Ein erster Schritt zur Bekämpfung der universitären Missstände wäre eine Befreiung der Forschung und Lehre aus der staatlichen Obhut. Unter Einbezug des Universitätspersonals, der Dozierenden und der Studierenden sollten die akademischen Einrichtungen an die tauglichsten Bewerber verkauft, die Universitäten in nicht gewinnorientierte Organisationen umgewandelt und die dadurch erzielten Einnahmen den Steuerzahlenden zugute kommen.
Finanziert würden die nun privaten Universitäten — wie dies zum Teil bereits der Fall ist — unter anderem durch Zuwendungen der Alumnae und Alumni, durch Gelder von Stiftungen und — wo sinnvoll und vertretbar — durch wirtschaftliche Partnerschaften. So würden die Einkommenskanäle der Universitäten möglichst breit gestreut und der Einfluss von aussen durch einzelne Personen und Gruppen möglichst gering gehalten. Dadurch wären die Hochschulen freier als sie dies heute unter der finanziellen und rechtlichen Trägerschaft des Staats sind. Schliesslich ist es ein grundsätzlicher Irrtum, dass moderne Staaten neutrale Gebilde sind, die keine Sonderinteressen vertreten.

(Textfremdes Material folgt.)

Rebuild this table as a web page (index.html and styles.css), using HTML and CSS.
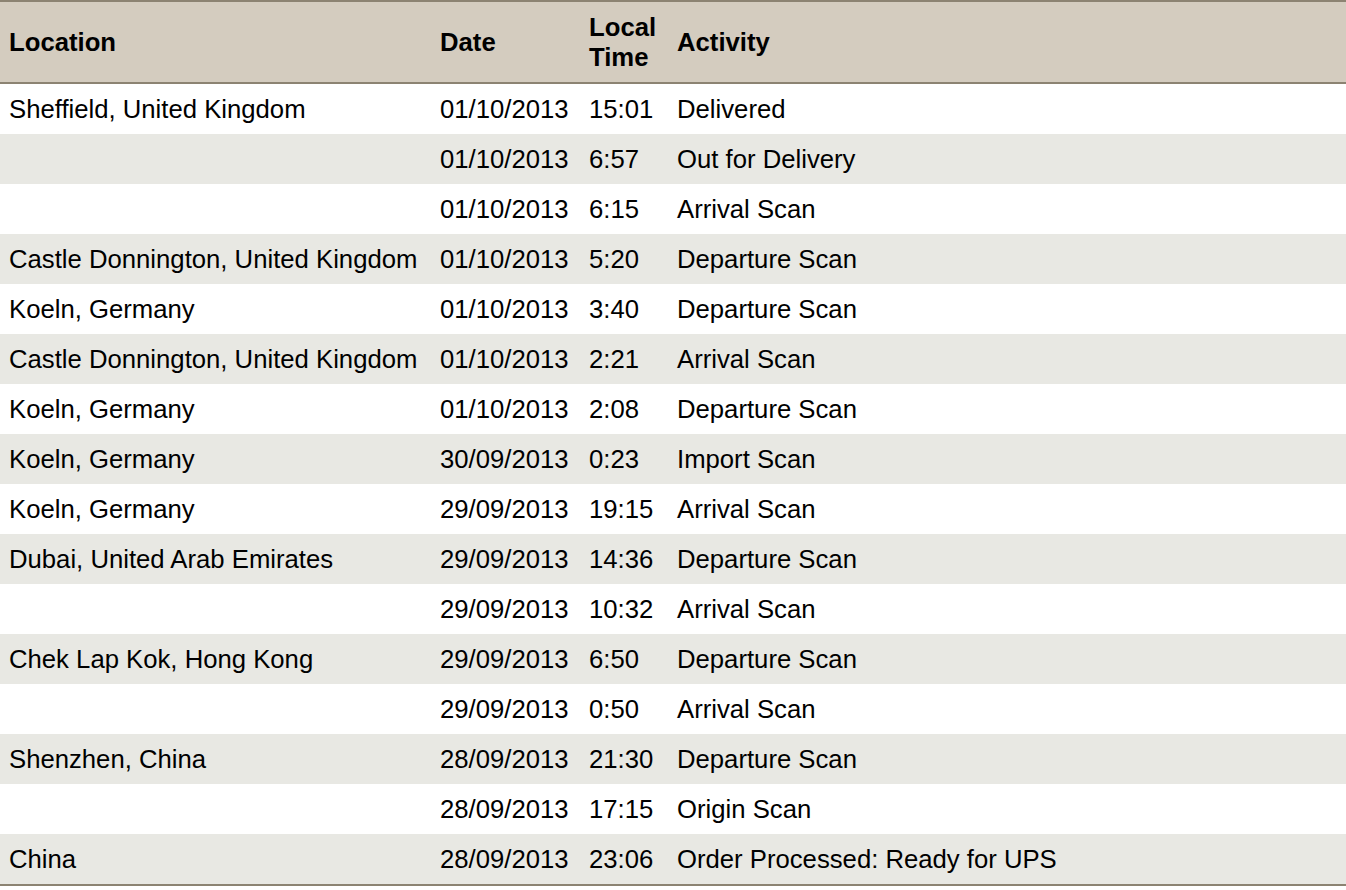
FILE: index.html
```html
<!DOCTYPE html>
<html lang="en">
<head>
<meta charset="utf-8">
<title>Shipment Progress</title>
<link rel="stylesheet" href="styles.css">
</head>
<body>
<table class="progress">
  <colgroup>
    <col class="col-location">
    <col class="col-date">
    <col class="col-time">
    <col class="col-activity">
  </colgroup>
  <thead>
    <tr>
      <th>Location</th>
      <th>Date</th>
      <th>Local<br>Time</th>
      <th>Activity</th>
    </tr>
  </thead>
  <tbody>
    <tr><td>Sheffield, United Kingdom</td><td>01/10/2013</td><td>15:01</td><td>Delivered</td></tr>
    <tr><td></td><td>01/10/2013</td><td>6:57</td><td>Out for Delivery</td></tr>
    <tr><td></td><td>01/10/2013</td><td>6:15</td><td>Arrival Scan</td></tr>
    <tr><td>Castle Donnington, United Kingdom</td><td>01/10/2013</td><td>5:20</td><td>Departure Scan</td></tr>
    <tr><td>Koeln, Germany</td><td>01/10/2013</td><td>3:40</td><td>Departure Scan</td></tr>
    <tr><td>Castle Donnington, United Kingdom</td><td>01/10/2013</td><td>2:21</td><td>Arrival Scan</td></tr>
    <tr><td>Koeln, Germany</td><td>01/10/2013</td><td>2:08</td><td>Departure Scan</td></tr>
    <tr><td>Koeln, Germany</td><td>30/09/2013</td><td>0:23</td><td>Import Scan</td></tr>
    <tr><td>Koeln, Germany</td><td>29/09/2013</td><td>19:15</td><td>Arrival Scan</td></tr>
    <tr><td>Dubai, United Arab Emirates</td><td>29/09/2013</td><td>14:36</td><td>Departure Scan</td></tr>
    <tr><td></td><td>29/09/2013</td><td>10:32</td><td>Arrival Scan</td></tr>
    <tr><td>Chek Lap Kok, Hong Kong</td><td>29/09/2013</td><td>6:50</td><td>Departure Scan</td></tr>
    <tr><td></td><td>29/09/2013</td><td>0:50</td><td>Arrival Scan</td></tr>
    <tr><td>Shenzhen, China</td><td>28/09/2013</td><td>21:30</td><td>Departure Scan</td></tr>
    <tr><td></td><td>28/09/2013</td><td>17:15</td><td>Origin Scan</td></tr>
    <tr><td>China</td><td>28/09/2013</td><td>23:06</td><td>Order Processed: Ready for UPS</td></tr>
  </tbody>
</table>
</body>
</html>
```

FILE: styles.css
```css
html, body {
  margin: 0;
  padding: 0;
  background: #ffffff;
}

body {
  font-family: "Liberation Sans", Arial, Helvetica, sans-serif;
  font-size: 25.7px;
  color: #000000;
}

.progress {
  width: 100%;
  border-collapse: collapse;
  table-layout: fixed;
  border-top: 2px solid #8c8372;
  border-bottom: 2px solid #8c8372;
}

.col-location { width: 431px; }
.col-date { width: 149px; }
.col-time { width: 88px; }

.progress th,
.progress td {
  padding: 10px 9px;
  line-height: 30px;
  text-align: left;
  vertical-align: middle;
  white-space: nowrap;
}

.progress thead tr {
  background: #d4ccbf;
}

.progress th {
  font-weight: bold;
  border-bottom: 2px solid #8c8372;
}

.progress tbody tr {
  height: 50px;
  background: #ffffff;
}

.progress tbody tr:nth-child(even) {
  background: #e8e8e3;
}
```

Die privaten Universitäten könnten auch aus dem Bologna-Prozess aussteigen. Zugleich könnten sie sich mit anderen Universitäten zusammenschliessen und ohne die Einmischung durch selbsternannte Bildungspolitiker auf neue und effektivere Akkreditierungs- und Austauschprogramme einigen.
Ein weiteres Einkommensmittel der privaten Universitäten wäre die Erhöhung der Studiengebühren für die Mehrheit der Studierenden bei einem gleichzeitigen Erlass jeglicher Gebühren durch Stipendien nach Bedarf und Verdienst für finanziell schwächer Gestellte aus dem In- und Ausland. Man dürfte auch erwarten, dass Finanzdienstleister entsprechende Produkte anbieten, wie in anderen Ländern üblich. Schliesslich ist es eine unverschämte Selbstüberhebung von Seiten der Akademikerinnen und Akademiker, dass diese heute von der nicht-studierten Bevölkerungsmehrheit verlangen, sie sollten über Steuergelder ihre Ausbildung mitfinanzieren.
Gewiss, eine solche Massnahme könnte den Akademisierungsgrad unter der Bevölkerung senken, was durch allfällige Zulassungsprüfungen noch verstärkt werden könnte. Auch der Hintersten und dem Letzten zu einem Bachelor oder gar einem Master zu verhelfen, darf aber sowieso nicht Ziel eines Hochschulsystems sein. Denn Hochschulabschlüsse wie andere Diplome und Fähigkeitszeugnisse sind zumeist positionale Güter und dienen überwiegend als Signal für die eigene Leistungsfähigkeit. Als solche verlieren die einzelnen Abschlüsse an Wert, je mehr von ihnen verteilt werden. Mit einer starken Subventionierung des Studiums und einer Minimierung der Zulassungshürden wird also schlussendlich niemandem geholfen, weder den Menschen, die ihre Talente auch ohne akademischen Grad unter Beweis stellen könnten, noch den Studierenden, die ihre Vorlesungen und Seminare gerne ohne das Hintergrundgemurmel der unmotivierten Kommilitoninnen und Kommilitonen geniessen würden.
Wären die Universitäten erst einmal privatisiert, könnte man sich den schwerwiegenderen Problemen des Hochschulwesens zuwenden. So weit wird es aber leider vorerst nicht kommen, nicht zuletzt weil der aktuellen Protestbewegung die Einsicht in die Notwendigkeit einer Trennung von Hochschulbildung und Staat fehlt.